The Marginalian
The Marginalian

Expectation Shmexpectation

WHILE THE GIANT’S SLEEPING

Say what you will about the iPhone, but the sleek little bastard is a technology driver in and of itself — and, most importantly, beyond. Various competitors were already playing catch-up before the iPhone even launched. (Hello, Verizon’s LG Prada.)

picture-3.pngBut while Apple is drunk on its own brilliance, one serious competitor is silently building its digital war-chest to take on iTunes, the iPhone, AT&T, MySpace and Google all at once. Nokia, the global headsets leader with 35% market share, is adding products and services to its portfolio like there’s no tomorrow: it only makes sense that the company whose tagline is “Connecting People” gets in the business of doing just that — and doing it better than anyone.
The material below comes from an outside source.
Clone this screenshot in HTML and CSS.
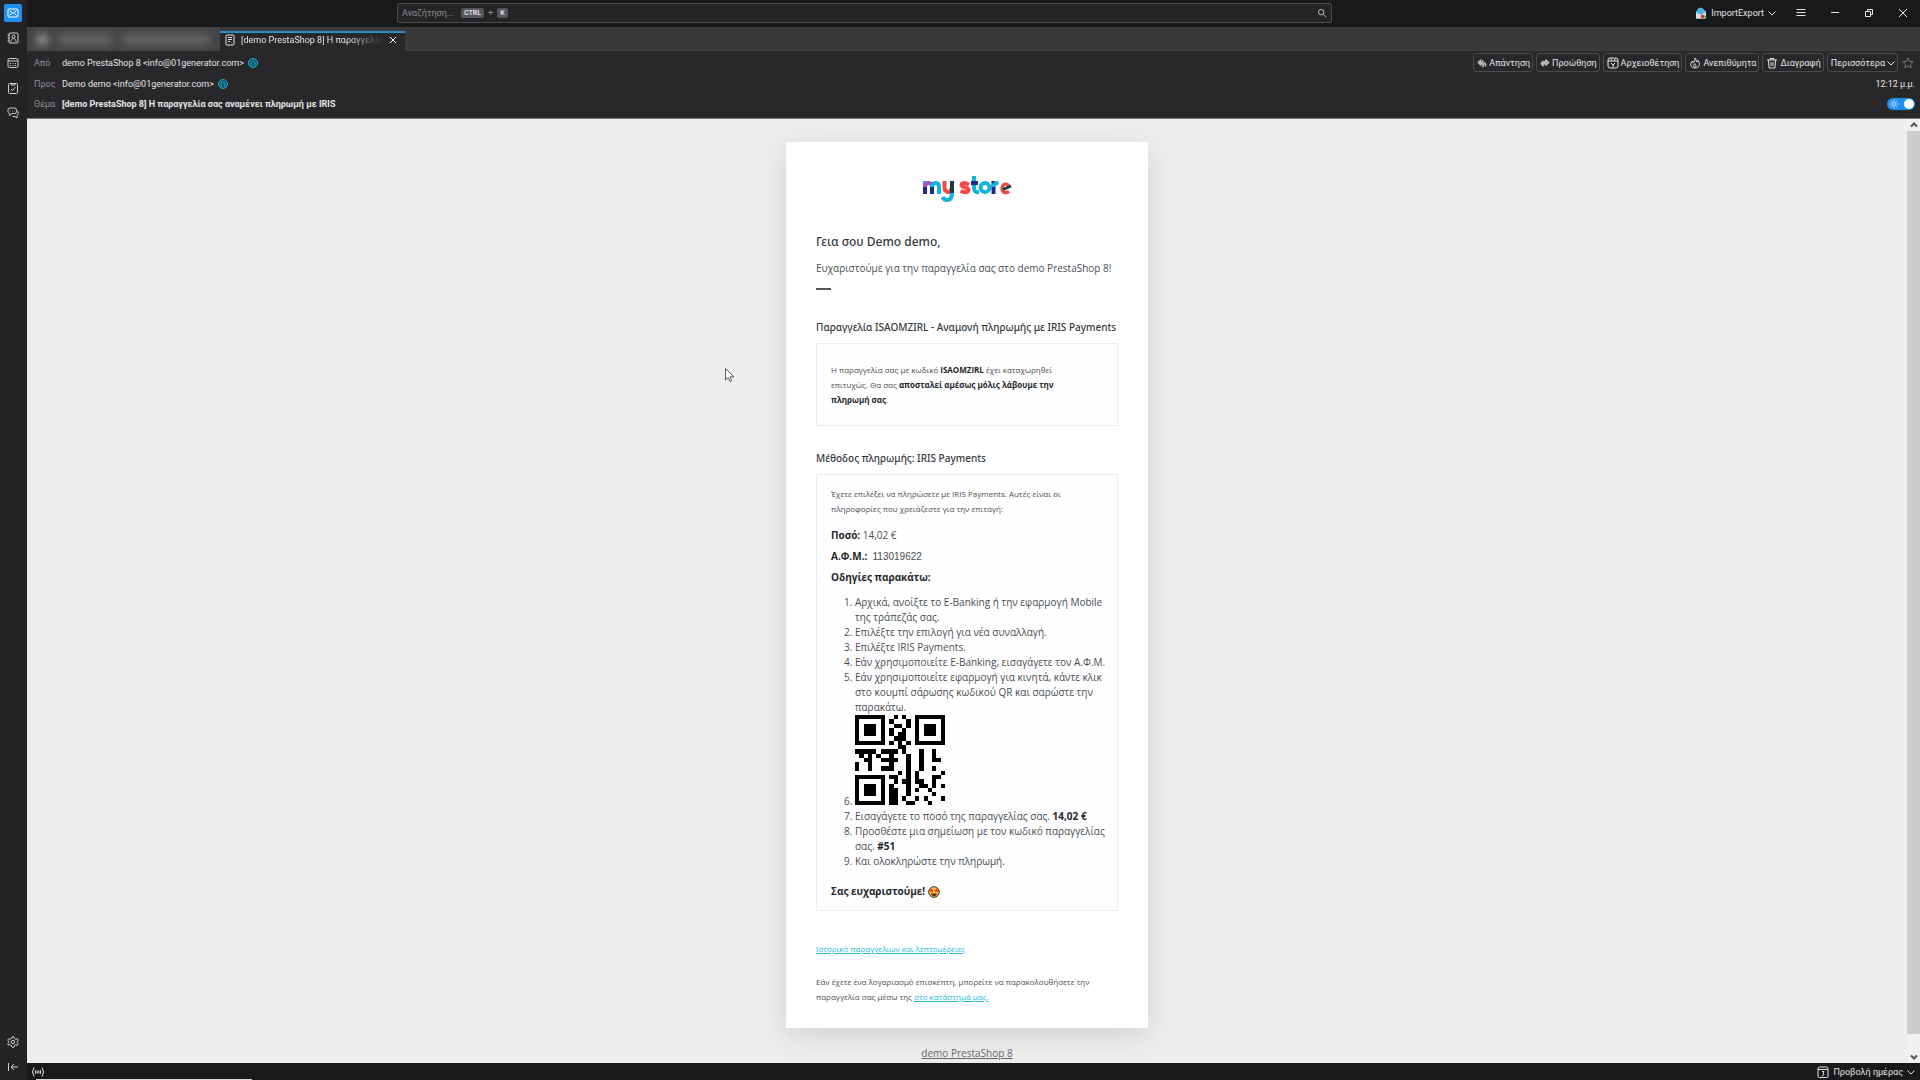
FILE: index.html
```html
<!DOCTYPE html>
<html lang="el">
<head>
<meta charset="utf-8">
<title>[demo PrestaShop 8] Η παραγγελία σας αναμένει πληρωμή με IRIS</title>
<link rel="stylesheet" href="styles.css">
</head>
<body>
<div class="app">
  <nav class="spaces" aria-label="Χώροι">
    <button class="space active" aria-label="Αλληλογραφία"><svg viewBox="0 0 12 12"><rect x="1" y="2" width="10" height="8" rx="1"/><path d="M2.500 3.500 6 6.500l3.500-3M2.500 8.500l2-2M9.500 8.500l-2-2"/></svg></button>
    <button class="space" aria-label="Επαφές"><svg viewBox="0 0 12 12"><rect x="2" y="1" width="9" height="10" rx="1"/><circle cx="6.500" cy="4.500" r="1.500"/><path d="M4 9.500c0-4 5-4 5 0M.500 3h2M.500 6h2M.500 9h2"/></svg></button>
    <button class="space" aria-label="Ημερολόγιο"><svg viewBox="0 0 12 12"><rect x="1" y="1.500" width="10" height="9" rx="1.500"/><path d="M1 4h10M3 6.500h1M5.500 6.500h1M8 6.500h1M3 8.500h1M5.500 8.500h1M8 8.500h1"/></svg></button>
    <button class="space" aria-label="Εργασίες"><svg viewBox="0 0 12 12"><rect x="1.500" y="1.500" width="9" height="10" rx="1"/><path d="M4 1.500h4v1.500H4zM4 7l1.500 1.500L8.500 5"/></svg></button>
    <button class="space" aria-label="Συνομιλία"><svg viewBox="0 0 12 12"><path d="M3 1h4.500a2 2 0 0 1 2 2v1.500a2 2 0 0 1-2 2H5L2.500 8.500v-2A2 2 0 0 1 1 4.500V3a2 2 0 0 1 2-2zM10.500 4c1 1 1 3.500-.500 4.500V11L8 9.500H5.500M3 4h.5M5 4h.5M7 4h.5"/></svg></button>
    <span class="spacer"></span>
    <button class="space" aria-label="Ρυθμίσεις"><svg viewBox="0 0 12 12"><path d="M5 .8h2l.4 1.700 1.200.7 1.700-.5 1 1.700L10 5.600v.8l1.300 1.200-1 1.700-1.700-.5-1.200.7L7 11.200H5l-.4-1.700-1.200-.7-1.700.5-1-1.700L2 6.400v-.8L.7 4.400l1-1.700 1.700.5 1.200-.7z"/><circle cx="6" cy="6" r="1.700"/></svg></button>
    <button class="space" aria-label="Σύμπτυξη"><svg viewBox="0 0 12 12"><path d="M1.500 2v8M11 6H4M7 3 4 6l3 3"/></svg></button>
  </nav>

  <header class="titlebar">
    <span></span>
    <label class="search">
      <input type="text" aria-label="Αναζήτηση" placeholder="Αναζήτηση...">
      <kbd>CTRL</kbd><span>+</span><kbd>K</kbd>
      <svg class="ico lens" viewBox="0 0 12 12"><circle cx="5" cy="5" r="3.300"/><path d="M7.500 7.500 11 11"/></svg>
    </label>
    <div class="window">
      <button class="addon">
        <svg viewBox="0 0 12 12"><path d="M1 4.500 6 .5l5 4v7H1z" fill="#9fb4c6"/><circle cx="5.500" cy="4" r="3.200" fill="#3cb6e8"/><path d="M1 5.500 6 8l5-2.500v6H1z" fill="#d9e2ea"/><circle cx="7.500" cy="9.500" r="1.800" fill="#d8272c"/><path d="M9 8l3 2-2 2z" fill="#2f9e57"/></svg>
        ImportExport
        <svg class="ico chev" viewBox="0 0 8 8"><path d="M.5 2.500 4 6l3.500-3.500"/></svg>
      </button>
      <button class="win" aria-label="Μενού"><svg class="ico" viewBox="0 0 10 10"><path d="M.5 1.500h9M.5 4.500h9M.5 7.500h9"/></svg></button>
      <button class="win" aria-label="Ελαχιστοποίηση"><svg class="ico" viewBox="0 0 10 10"><path d="M1 4.500h8"/></svg></button>
      <button class="win" aria-label="Επαναφορά"><svg class="ico" viewBox="0 0 10 10"><path d="M1.500 3.500h5v5h-5zM3.500 3.500v-2h5v5h-2"/></svg></button>
      <button class="win" aria-label="Κλείσιμο"><svg class="ico" viewBox="0 0 10 10"><path d="m1 1 8 8M9 1 1 9"/></svg></button>
    </div>
  </header>

  <div class="tabs">
    <button class="tab hidden-tab" aria-label="Εισερχόμενα"><i class="dot"></i><i class="bar"></i><i class="bar wide"></i></button>
    <div class="tab current">
      <svg class="ico" viewBox="0 0 10 12"><rect x="1" y="1" width="8" height="10" rx="1"/><path d="M3 3.500h4M3 5.500h4M3 7.500h2M6.500 8.500h.5"/></svg>
      <span class="tab-title">[demo PrestaShop 8] Η παραγγελία σας</span>
      <button class="close" aria-label="Κλείσιμο καρτέλας"><svg class="ico" viewBox="0 0 8 8"><path d="m1 1 6 6M7 1 1 7"/></svg></button>
    </div>
  </div>

  <section class="headers">
    <div class="row">
      <span class="name">Από</span><span>demo PrestaShop 8 &lt;info@01generator.com&gt;</span>
      <svg class="person" viewBox="0 0 10 10"><circle cx="5" cy="5" r="4.500"/><path d="M3 8.500c1-1 .5-1.500 0-2.500-.5-4 4.500-4 4 0-.5 1-1 1.500 0 2.500"/></svg>
      <div class="actions">
        <button><svg class="ico glyph" viewBox="0 0 12 12"><path d="M4.500 2 1 5.500 4.500 9V7c2.500 0 3 1.500 2.500 4 2-3 1-5.500-2.500-6z"/><path d="M7 2.500 6 3.500 8 5c3 1 3 3 2 5.500"/></svg>Απάντηση</button>
        <button><svg class="ico glyph" viewBox="0 0 12 12"><path d="M7 2 11 5.500 7 9V7C4.500 7 4 8 3.500 10 .5 6.500 3.500 4 7 4z"/><path d="M4 3.500C2 4 1 6 1.500 8"/></svg>Προώθηση</button>
        <button><svg class="ico" viewBox="0 0 12 12"><rect x="1" y="1" width="10" height="10" rx="2"/><path d="M1 4h10M4 1.500 4.500 4M8 1.500 7.500 4M4 6l2 2 2-2M6 8v2.500"/></svg>Αρχειοθέτηση</button>
        <button><svg class="ico" viewBox="0 0 12 12"><path d="M6 1c2 2 .5 3 2 4l1-1.500c3 4 1 7.500-3 7.500s-6-3.500-2.500-7l.5 2C5.500 5 6 3 6 1zM6 10.500c-2-1-1.500-3 0-4 0 1.500 2.500 2.500 0 4z"/></svg>Ανεπιθύμητα</button>
        <button><svg class="ico" viewBox="0 0 12 12"><path d="M1 3h10M4 3V1.500h4V3M2.500 3 3 11h6l.5-8M5 5v4M7 5v4"/></svg>Διαγραφή</button>
        <button>Περισσότερα<svg class="ico chev" viewBox="0 0 8 8"><path d="M.5 2.500 4 6l3.500-3.500"/></svg></button>
        <button class="star" aria-label="Αστέρι"><svg class="ico" viewBox="0 0 12 12"><path d="m6 1 1.500 3.300 3.600.4-2.700 2.400.8 3.600L6 8.900l-3.200 1.800.8-3.600L.9 4.700l3.600-.4z"/></svg></button>
      </div>
    </div>
    <div class="row">
      <span class="name">Προς</span><span>Demo demo &lt;info@01generator.com&gt;</span>
      <svg class="person" viewBox="0 0 10 10"><circle cx="5" cy="5" r="4.500"/><path d="M3 8.500c1-1 .5-1.500 0-2.500-.5-4 4.500-4 4 0-.5 1-1 1.500 0 2.500"/></svg>
      <time class="end">12:12 μ.μ.</time>
    </div>
    <div class="row">
      <span class="name">Θέμα</span><strong>[demo PrestaShop 8] Η παραγγελία σας αναμένει πληρωμή με IRIS</strong>
      <label class="switch end"><input type="checkbox" checked aria-label="Φωτεινή εμφάνιση"><svg viewBox="0 0 10 10"><circle cx="5" cy="5" r="1.800"/><path d="M5 .5v2M5 7.500v2M.5 5h2M7.500 5h2M1.800 1.800l1.400 1.400M6.800 6.800l1.400 1.400M8.200 1.800 6.800 3.200M3.200 6.800 1.800 8.200"/></svg></label>
    </div>
  </section>

  <main class="message">
    <div class="body">
      <article class="card">
        <svg class="logo" viewBox="0 0 90 28" role="img" aria-label="my store" fill="none" stroke-width="4" stroke-linecap="butt">
          <path d="M3 8v11M3 19v-6" stroke="#1e2a8a"/><path d="M3 11V6" stroke="#12b3dd"/>
          <path d="M3 12q0-4 3.500-4 3 0 3.500 3" stroke="#b04fb5"/><path d="M10 19v-7" stroke="#1e2a8a"/><path d="M10 12q0-4 3.500-4t3.500 4v7" stroke="#12b3dd"/>
          <path d="M22.500 6v6q0 5 4 5 3 0 3-4" stroke="#f0484b"/><path d="M30 6v12" stroke="#14413f"/><path d="M30 18q0 7-5 7-3 0-4.500-3" stroke="#12b3dd"/>
          <path d="M47 9.500q-7-3-7.500.5c0 3 7 2 7 5q-1 4-8 1" stroke="#f0484b"/>
          <path d="M52 1v12q0 5 5 4" stroke="#12b3dd"/><path d="M49 8h7" stroke="#1e2a8a"/>
          <circle cx="63" cy="12.500" r="4.500" stroke="#12b3dd"/>
          <path d="M71.500 6v13" stroke="#1e2a8a"/><path d="M71.500 12q0-4 5-4" stroke="#12b3dd"/>
          <path d="M87 16.500q-3 2-5.500.500-2.500-3-.5-6.500 3-3 6 .5" stroke="#f0484b" stroke-width="3.500"/><path d="m81 14.500 8-3.500" stroke="#14413f" stroke-width="3"/>
        </svg>
        <h1>Γεια σου Demo demo,</h1>
        <p class="lead">Ευχαριστούμε για την παραγγελία σας στο demo PrestaShop 8!</p>
        <hr class="dash">
        <h2>Παραγγελία ISAOMZIRL - Αναμονή πληρωμής με IRIS Payments</h2>
        <div class="box order">
          <p>Η παραγγελία σας με κωδικό <b>ISAOMZIRL</b> έχει καταχωρηθεί επιτυχώς. Θα σας <b>αποσταλεί αμέσως μόλις λάβουμε την πληρωμή σας</b>.</p>
        </div>
        <h2>Μέθοδος πληρωμής: IRIS Payments</h2>
        <div class="box payment">
          <p class="intro">Έχετε επιλέξει να πληρώσετε με IRIS Payments. Αυτές είναι οι πληροφορίες που χρειάζεστε για την επιταγή:</p>
          <p class="fact"><b>Ποσό:</b> 14,02 €</p>
          <p class="fact"><b>Α.Φ.Μ.:</b>&nbsp; <span class="vat">113019622</span></p>
          <p class="fact"><b>Οδηγίες παρακάτω:</b></p>
          <ol>
            <li>Αρχικά, ανοίξτε το E-Banking ή την εφαρμογή Mobile της τράπεζάς σας.</li>
            <li>Επιλέξτε την επιλογή για νέα συναλλαγή.</li>
            <li>Επιλέξτε IRIS Payments.</li>
            <li>Εάν χρησιμοποιείτε E-Banking, εισαγάγετε τον Α.Φ.Μ.</li>
            <li>Εάν χρησιμοποιείτε εφαρμογή για κινητά, κάντε κλικ στο κουμπί σάρωσης κωδικού QR και σαρώστε την παρακάτω.</li>
            <li><svg class="qr" viewBox="0 0 21 21" role="img" aria-label="Κωδικός QR">
              <path d="M0 0h7v7H0zM1 1v5h5V1zM14 0h7v7h-7zM15 1v5h5V1zM0 14h7v7H0zM1 15v5h5v-5zM2 2h3v3H2zM16 2h3v3h-3zM2 16h3v3H2z" fill-rule="evenodd"/>
              <path class="cells" d="M9 .5h1m1 0h1M8 1.500h1m3 0h1M9 2.500h2m1 0h1M8 3.500h1m2 0h1M8 4.500h1m1 0h2M9 5.500h3M8 6.500h1m1 0h1m1 0h1M10 7.500h2M0 8.500h5m1 0h4m1 0h1m3 0h1m2 0h1M1 9.500h1m1 0h1m1 0h1m2 0h1m3 0h1m2 0h1m2 0h1M2 10.500h2m2 0h4m2 0h1m2 0h1m2 0h2M0 11.500h1m2 0h1m4 0h1m3 0h1m2 0h1M0 12.500h1m2 0h1m2 0h3m3 0h1m2 0h1m2 0h1M10 13.500h1m1 0h1m1 0h1m5 0h1M8 14.500h2m2 0h1m1 0h1m3 0h2M9 15.500h1m1 0h2m1 0h2m2 0h1M8 16.500h1m3 0h1m2 0h2m1 0h1m1 0h1M8 17.500h2m2 0h1m1 0h1m2 0h1M8 18.500h2m2 0h1m5 0h1M8 19.500h2m1 0h1m2 0h1m1 0h1m3 0h1M8 20.500h2m2 0h2m3 0h1"/>
            </svg></li>
            <li>Εισαγάγετε το ποσό της παραγγελίας σας. <b>14,02 €</b></li>
            <li>Προσθέστε μια σημείωση με τον κωδικό παραγγελίας σας. <b>#51</b></li>
            <li>Και ολοκληρώστε την πληρωμή.</li>
          </ol>
          <p class="thanks"><b>Σας ευχαριστούμε!</b>
            <svg class="emoji" viewBox="0 0 12 12"><circle cx="6" cy="6" r="5.300" fill="#ffc83d" stroke="#3a2a1c"/><path d="m3.500 2 .8 1.500 1.700.2-1.200 1.200.3 1.700-1.600-.8-1.500.8.3-1.700L1 3.700l1.700-.2zM8.500 2l.8 1.500 1.700.2-1.200 1.200.3 1.700-1.600-.8-1.500.8.3-1.700L6 3.700l1.700-.2z" fill="#e5432d"/><path d="M3 7.500h6c-.5 3.500-5.500 3.500-6 0z" fill="#5b2b1a"/></svg>
          </p>
        </div>
        <p class="history"><a href="#history">Ιστορικό παραγγελιών και λεπτομέρειες</a></p>
        <p class="guest">Εάν έχετε ένα λογαριασμό επισκέπτη, μπορείτε να παρακολουθήσετε την παραγγελία σας μέσω της <a href="#store">στο κατάστημά μας.</a></p>
      </article>
      <a class="shop" href="#shop">demo PrestaShop 8</a>
    </div>
    <div class="scroll">
      <svg viewBox="0 0 8 8"><path d="M1 5.500 4 2.500l3 3"/></svg>
      <div class="thumb"></div>
      <svg viewBox="0 0 8 8"><path d="M1 2.500 4 5.500l3-3"/></svg>
    </div>
    <svg class="cursor" viewBox="0 0 10 15"><path d="M.5.5v11.500l2.700-2.500 1.800 4 1.800-.8L5 8.800h4z"/></svg>
  </main>

  <footer class="status">
    <svg class="ico net" viewBox="0 0 14 10"><circle cx="7" cy="5" r="1"/><path d="M5 3q-1.500 2 0 4M9 3q1.500 2 0 4M3 .5q-3 4.500 0 9M11 .5q3 4.500 0 9"/></svg>
    <button class="today"><svg class="ico cal" viewBox="0 0 12 12"><rect x="1" y="1" width="10" height="10.500" rx="1.500"/><path d="M1 3.500h10M5 5.500h2L6 7.200q2 .5 0 2.500H5"/></svg>Προβολή ημέρας<svg class="ico chev" viewBox="0 0 8 8"><path d="M.5 2.500 4 6l3.500-3.500"/></svg></button>
  </footer>
</div>
</body>
</html>
```
FILE: styles.css
```css
* { box-sizing: border-box; }
body { margin: 0; background: #18191b; color: #e4e4e6; font: 9px/14px Roboto, "Noto Sans", sans-serif; }
button { display: flex; align-items: center; margin: 0; padding: 0; border: 0; background: none; color: inherit; font: inherit; white-space: nowrap; }
svg { display: block; flex: none; }
p, h1, h2 { margin: 0; }

.app { display: grid; grid-template-columns: 27px 1fr; grid-template-rows: 27px 24px auto 1fr 17px; height: 100vh; overflow: hidden; }
.ico { width: 12px; height: 12px; fill: none; stroke: currentColor; }
.chev { width: 8px; height: 8px; }
.glyph { width: 10px; height: 10px; fill: #aaaaad; }

.spaces { grid-row: 1 / -1; display: flex; flex-direction: column; align-items: center; gap: 7px; padding: 4px 1px 4px 0; background: #242426; }
.space { justify-content: center; width: 18px; height: 18px; border-radius: 2px; color: #cfcfd1; }
.space svg { width: 12px; height: 12px; fill: none; stroke: currentColor; }
.space.active { background: #2190ee; color: #fff; }
.spacer { flex: 1; }

.titlebar { display: grid; grid-template-columns: 370fr 935fr 588fr; align-items: center; padding-bottom: 1px; background: #18191b; }
.search { display: flex; align-items: center; gap: 4px; height: 20px; padding: 0 4px; border: 1px solid #4c4c50; border-radius: 2px; background: #252528; color: #8c8c90; }
.search input { width: 55px; padding: 0; border: 0; outline: 0; background: none; color: inherit; font: inherit; }
.search input::placeholder { color: #8c8c90; }
kbd { padding: 0 3px; border-radius: 2px; background: #55555a; color: #e0e0e2; font: bold 7px/10px Roboto, sans-serif; }
.lens { width: 10px; height: 10px; margin-left: auto; color: #d8d8da; }
.window { display: flex; justify-content: flex-end; align-items: center; }
.addon { gap: 4px; margin-right: 8px; }
.addon svg:first-child { width: 12px; height: 12px; }
.win { justify-content: center; width: 34px; height: 26px; }
.win svg { width: 10px; height: 10px; }

.tabs { display: flex; background: #3a3a3c; }
.tab { display: flex; align-items: center; height: 24px; }
.hidden-tab { width: 193px; gap: 10px; padding: 0 10px; overflow: hidden; background: #444446; }
.hidden-tab i { height: 9px; background: #6a6a6c; filter: blur(4px); }
.hidden-tab .dot { width: 11px; height: 11px; border-radius: 50%; background: #a0a0a2; }
.hidden-tab .bar { width: 55px; }
.hidden-tab .wide { width: 90px; }
.current { width: 185px; margin-top: 4px; height: 20px; padding: 0 8px 4px 5px; gap: 6px; border-top: 2px solid #2a8fd4; background: #28282a; }
.current > svg { width: 10px; }
.tab-title { flex: 1; overflow: hidden; white-space: nowrap; mask-image: linear-gradient(to right, #000 75%, transparent); }
.close svg { width: 8px; height: 8px; color: #fff; }

.headers { display: grid; grid-template-rows: 21px 21px 19px; padding: 1px 5px 5px 7px; border-bottom: 1px solid #77777a; background: #28282a; }
.row { display: flex; align-items: center; }
.name { width: 28px; color: #8f8f93; }
.person { width: 10px; height: 10px; margin-left: 4px; fill: #0c5566; stroke: #20b4cf; }
.end, .actions { margin-left: auto; }
.actions { display: flex; gap: 3px; }
.actions button { gap: 2px; height: 19px; padding: 0 2px 0 3px; border: 1px solid #4a4a4d; border-radius: 3px; }
.actions .star { border-color: transparent; color: #77777a; padding: 0; }
.switch { display: flex; align-items: center; position: relative; }
.switch input { display: flex; align-items: center; justify-content: flex-end; appearance: none; width: 28px; height: 12px; margin: 0; padding: 1px; border-radius: 6px; background: #2190ee; }
.switch input::before { content: ""; width: 10px; height: 10px; border-radius: 50%; background: #fff; }
.switch svg { position: absolute; left: 2px; width: 10px; height: 10px; fill: none; stroke: #bfe0fb; }

.message { position: relative; display: flex; min-height: 0; background: #eee; }
.body { flex: 1; min-width: 0; overflow: hidden; padding-top: 23px; text-align: center; font: 10px/15px "Open Sans", "Noto Sans", sans-serif; }
.card { width: 362px; margin: 0 auto; padding: 33px 30px 24px; background: #fff; box-shadow: 0 8px 30px rgba(0, 0, 0, .12); color: #4a4f55; text-align: left; }
.logo { width: 90px; height: 28px; margin: 0 auto 28px; }
b { color: #25282c; }
h1 { padding-top: 1px; color: #363a41; font: 500 12px/20px "Noto Sans", sans-serif; }
.lead { margin-top: 9px; }
.dash { width: 15px; height: 2px; margin: 12px 0 27px; border: 0; background: #54585e; }
h2 { color: #363a41; font: 500 10px/20px "Noto Sans", sans-serif; white-space: nowrap; }
.box { margin: 6px 0 22px; padding: 18px 8px 18px 14px; border: 1px solid #ececec; background: #fefefe; }
.order { padding-right: 36px; }
.order, .intro, .history, .guest { font-size: 8px; }
.payment { margin-bottom: 30px; padding-top: 11px; padding-bottom: 11px; }
.intro { margin-bottom: 12px; }
.fact { margin-bottom: 6px; }
.vat { font-family: "Liberation Sans", sans-serif; }
ol { margin: 10px 0 15px; padding-left: 24px; }
.qr { display: inline-block; width: 90px; height: 90px; vertical-align: baseline; fill: #000; shape-rendering: crispEdges; }
.cells { stroke: #000; }
.thanks { display: flex; align-items: center; gap: 3px; }
.emoji { width: 12px; height: 12px; }
.guest { margin-top: 18px; }
.card a { color: #25b9d7; }
.shop { display: inline-block; margin-top: 18px; color: #65686c; }

.scroll { display: flex; flex-direction: column; align-items: center; width: 13px; background: #f0f0f0; }
.scroll svg { width: 8px; height: 12px; fill: none; stroke: #505050; stroke-width: 2; }
.thumb { flex: 1; width: 13px; margin-bottom: 17px; background: #cdcdcd; }
.cursor { position: absolute; left: 698px; top: 249px; width: 10px; height: 15px; fill: #fff; stroke: #555; }

.status { position: relative; display: flex; align-items: center; justify-content: space-between; padding: 0 5px 0 4px; background: #18191b; }
.status::after { content: ""; position: absolute; left: 9px; bottom: 0; width: 216px; height: 1px; background: #d8d8d8; }
.net { width: 14px; height: 10px; }
.today { gap: 4px; }
```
Let’s take a peek at what they’ve got and why it matters:

  • Nokia N95: multimedia phone featuring 2.8-inch display, 5 megapixel camera, WiFi, GPS, microSD, and more
  • S60 Touch UI: direct competitor to the iPhone; one-ups the Apple gadget by offering video recording and sharing straight from the device, a Flash-capable browser, and richer sensor use (like flipping the phone over to silence an alarm)
  • Ovi: mobile content and Internet service portal; Finnish for “door”
  • intros: digital music platform that allows for wireless download to headset and two-way synchronization to host computer; comes after last year’s acquisition of Loudeye, a digital music platform and distribution company, for $60 million
  • MOSH: social network that allows sharing of media online or from a phone
  • N-Gage: gaming platform
  • Enpocket: recently acquired Boston-based mobile marketing company
  • Navteq: recently acquired (for $8.1 million) digital map supplier
  • Video Center: deal with News Corp., Sony Pictures, CNN and others to distribute content straight to headsets

So while everyone’s gushing about the oh-so-wonderful iPhone, shortcomings properly blurred by those Apple juice goggles, Nokia is building a powerful army of tools to take on the digital business. And when the flanking does happen, just don’t say you never saw it coming.

TALENT KNOWS NO BOUNDARIES

Petty concerns like budget, production and media are no barrier for serious talent. Which is why we dig Fionn Regan‘s latest DIY video, “Be Good or Be Gone.”

And while the clamour of life drowns out the Irish singer-songwriter’s folksy vocals, it does so beautifully, enticing us into an extraordinary journey through the quiet charm of the ordinary.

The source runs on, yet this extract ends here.